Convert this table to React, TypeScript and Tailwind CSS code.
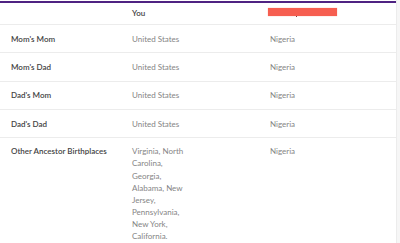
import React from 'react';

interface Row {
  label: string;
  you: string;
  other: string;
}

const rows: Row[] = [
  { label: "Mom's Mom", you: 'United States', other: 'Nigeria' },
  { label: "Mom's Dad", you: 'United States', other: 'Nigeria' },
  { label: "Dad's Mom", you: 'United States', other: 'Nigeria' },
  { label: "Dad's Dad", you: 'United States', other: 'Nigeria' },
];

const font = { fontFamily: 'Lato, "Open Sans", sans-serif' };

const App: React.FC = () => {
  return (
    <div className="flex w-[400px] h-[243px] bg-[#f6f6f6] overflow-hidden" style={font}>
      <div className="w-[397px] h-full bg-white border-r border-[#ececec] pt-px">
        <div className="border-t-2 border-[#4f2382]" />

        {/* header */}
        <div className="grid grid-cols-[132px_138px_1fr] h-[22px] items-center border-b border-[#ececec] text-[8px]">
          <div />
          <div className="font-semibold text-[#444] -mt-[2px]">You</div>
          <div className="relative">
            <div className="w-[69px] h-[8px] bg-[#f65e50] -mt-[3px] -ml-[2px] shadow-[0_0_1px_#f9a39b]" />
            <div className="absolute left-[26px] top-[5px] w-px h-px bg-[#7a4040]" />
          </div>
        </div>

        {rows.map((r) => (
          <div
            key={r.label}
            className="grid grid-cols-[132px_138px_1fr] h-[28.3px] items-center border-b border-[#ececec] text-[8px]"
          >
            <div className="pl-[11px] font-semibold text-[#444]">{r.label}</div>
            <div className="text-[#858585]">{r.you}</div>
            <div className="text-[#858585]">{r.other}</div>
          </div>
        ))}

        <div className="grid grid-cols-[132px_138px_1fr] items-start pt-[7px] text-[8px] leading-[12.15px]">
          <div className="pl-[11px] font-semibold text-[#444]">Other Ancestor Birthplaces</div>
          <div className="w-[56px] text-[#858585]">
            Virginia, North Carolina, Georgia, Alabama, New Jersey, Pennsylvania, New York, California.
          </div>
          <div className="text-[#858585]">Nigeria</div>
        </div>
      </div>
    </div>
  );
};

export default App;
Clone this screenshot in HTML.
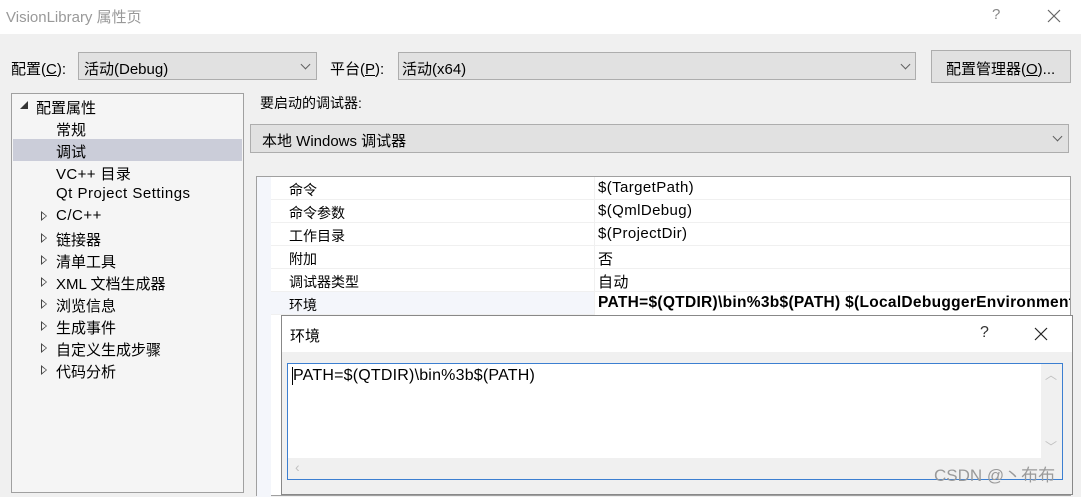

====

- _Written request_
The records above need to be restated word for word, with the pictures left out.

- _Finished task_
Convert this table to React, TypeScript and Tailwind CSS code.
import React from 'react';

interface Row {
  label: string;
  you: string;
  other: string;
}

const rows: Row[] = [
  { label: "Mom's Mom", you: 'United States', other: 'Nigeria' },
  { label: "Mom's Dad", you: 'United States', other: 'Nigeria' },
  { label: "Dad's Mom", you: 'United States', other: 'Nigeria' },
  { label: "Dad's Dad", you: 'United States', other: 'Nigeria' },
];

const font = { fontFamily: 'Lato, "Open Sans", sans-serif' };

const App: React.FC = () => {
  return (
    <div className="flex w-[400px] h-[243px] bg-[#f6f6f6] overflow-hidden" style={font}>
      <div className="w-[397px] h-full bg-white border-r border-[#ececec] pt-px">
        <div className="border-t-2 border-[#4f2382]" />

        {/* header */}
        <div className="grid grid-cols-[132px_138px_1fr] h-[22px] items-center border-b border-[#ececec] text-[8px]">
          <div />
          <div className="font-semibold text-[#444] -mt-[2px]">You</div>
          <div className="relative">
            <div className="w-[69px] h-[8px] bg-[#f65e50] -mt-[3px] -ml-[2px] shadow-[0_0_1px_#f9a39b]" />
            <div className="absolute left-[26px] top-[5px] w-px h-px bg-[#7a4040]" />
          </div>
        </div>

        {rows.map((r) => (
          <div
            key={r.label}
            className="grid grid-cols-[132px_138px_1fr] h-[28.3px] items-center border-b border-[#ececec] text-[8px]"
          >
            <div className="pl-[11px] font-semibold text-[#444]">{r.label}</div>
            <div className="text-[#858585]">{r.you}</div>
            <div className="text-[#858585]">{r.other}</div>
          </div>
        ))}

        <div className="grid grid-cols-[132px_138px_1fr] items-start pt-[7px] text-[8px] leading-[12.15px]">
          <div className="pl-[11px] font-semibold text-[#444]">Other Ancestor Birthplaces</div>
          <div className="w-[56px] text-[#858585]">
            Virginia, North Carolina, Georgia, Alabama, New Jersey, Pennsylvania, New York, California.
          </div>
          <div className="text-[#858585]">Nigeria</div>
        </div>
      </div>
    </div>
  );
};

export default App;
Clone this screenshot in HTML.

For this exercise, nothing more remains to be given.